August 1, 2014

YOU CAN'T OVERSTATE THE IMPORTANCE OF NOT PRETENDING THEY WERE OUR PEERS...:

How Ronald Reagan Won the Cold War : The president and the pope were men of hope. (GEORGE WEIGEL, 7/30/14, Aleteia)

As for his nuclear abolitionism, Reagan, according to his arms control director, Ken Adelman, was appalled by the horrors of Hiroshima and Nagasaki and hated the idea that an American president could wreak immeasurably greater destruction. Thus Reagan's Strategic Defense Initiative, far from being the cockamamie "Stars Wars" scheme it was promptly dubbed by political adversaries and journalists stuck in the conventional thinking of the era, was the technological expression of the president's moral conviction that nuclear weapons were a grave danger that ought to be taken off-the-board in international public life.

A close examination of Reagan's pre-presidential texts, and the diaries he kept as president, reveal a man with a keen insight into the Soviet Union's vulnerability. Like John Paul II after June 1979, Ronald Reagan intuited that, for all his bluster, the Soviet emperor had far fewer clothes than conventional wisdom imagined. And, again like John Paul II, Reagan understood that the Soviet Union was ideologically vulnerable: that a steady, fact-based, morally-driven critique of communism's abominable human rights record would rattle the men in Moscow, expose cracks in the Soviet system, encourage brave dissidents to exploit those cracks, and hasten the end of what Reagan called, perhaps undiplomatically but certainly truthfully, an "Evil Empire."

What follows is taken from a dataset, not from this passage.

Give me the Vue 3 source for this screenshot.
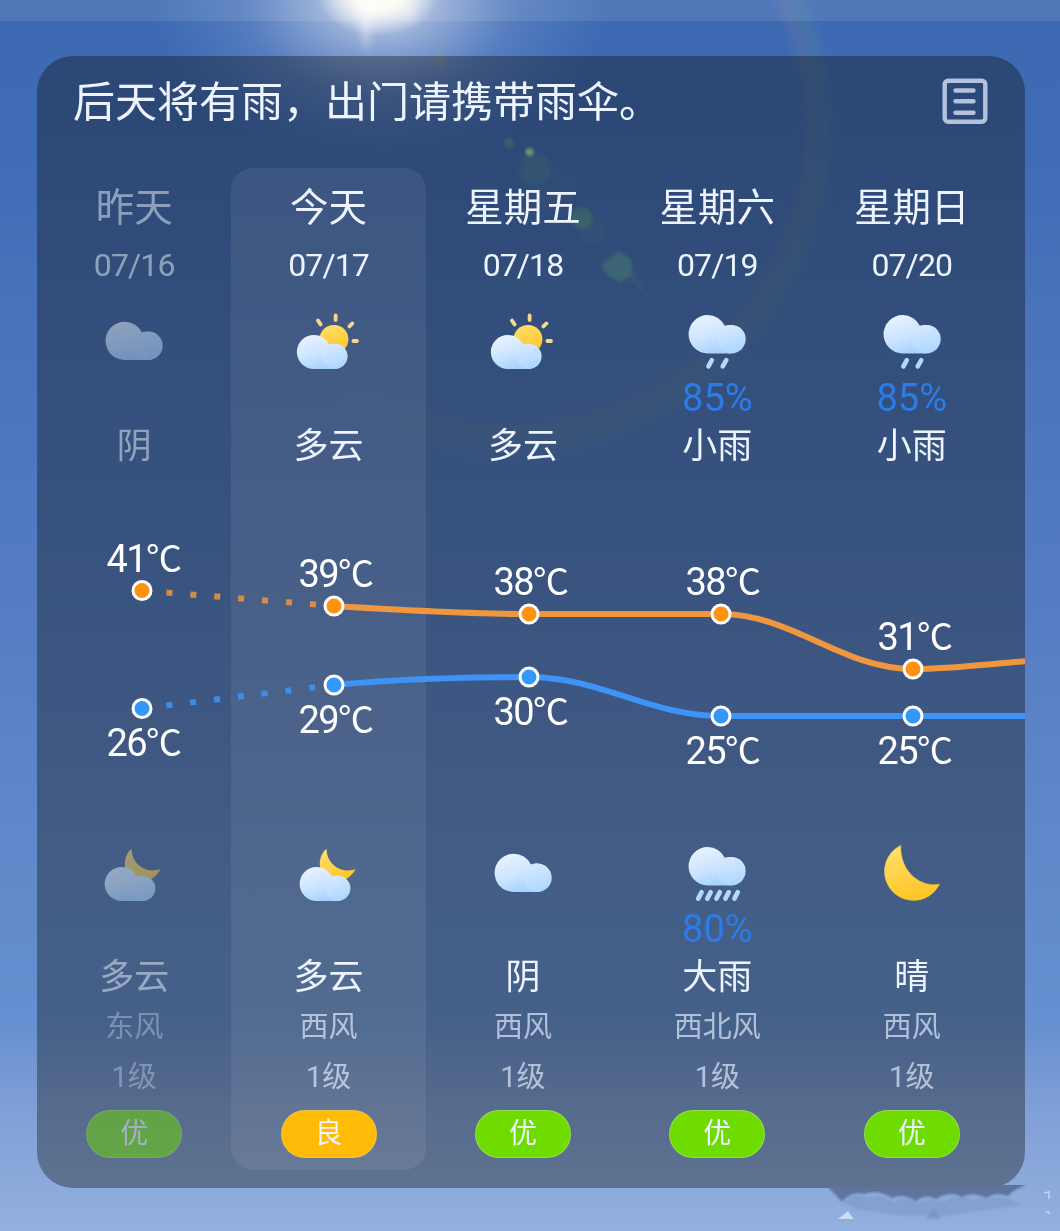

What Reagan added to the mix was an understanding of the Soviet Union's economic vulnerability. And he was prepared to exploit that vulnerability by launching a full-throttle American defense expansion that he knew the Soviets, obliged to try to counter by their own doctrine, could not match, given their system's economic, technological, and bureaucratic incapacities. The Strategic Defense Initiative was, in a sense, the final straw here: by reason of his own system and its premises, Mikhail Gorbachev was unprepared to believe, much less accept, Reagan's offer to share any workable missile-defense system; yet Gorbachev knew the USSR could not compete successfully in a new arms race when it was already falling behind in the old one; checkmate. As Ken Adelman puts it a gripping new book, Reagan at Reykjavik: Forty-Eight Hours That Ended the Cold War, "SDI never worked as Reagan wished. It worked better."

Ronald Reagan understood, better than many churchmen, that the Cold War could be won on acceptable terms, rather than merely managed.


...or of the fact that a KGB director, who recognized that Reagan was correct, took the reins of state.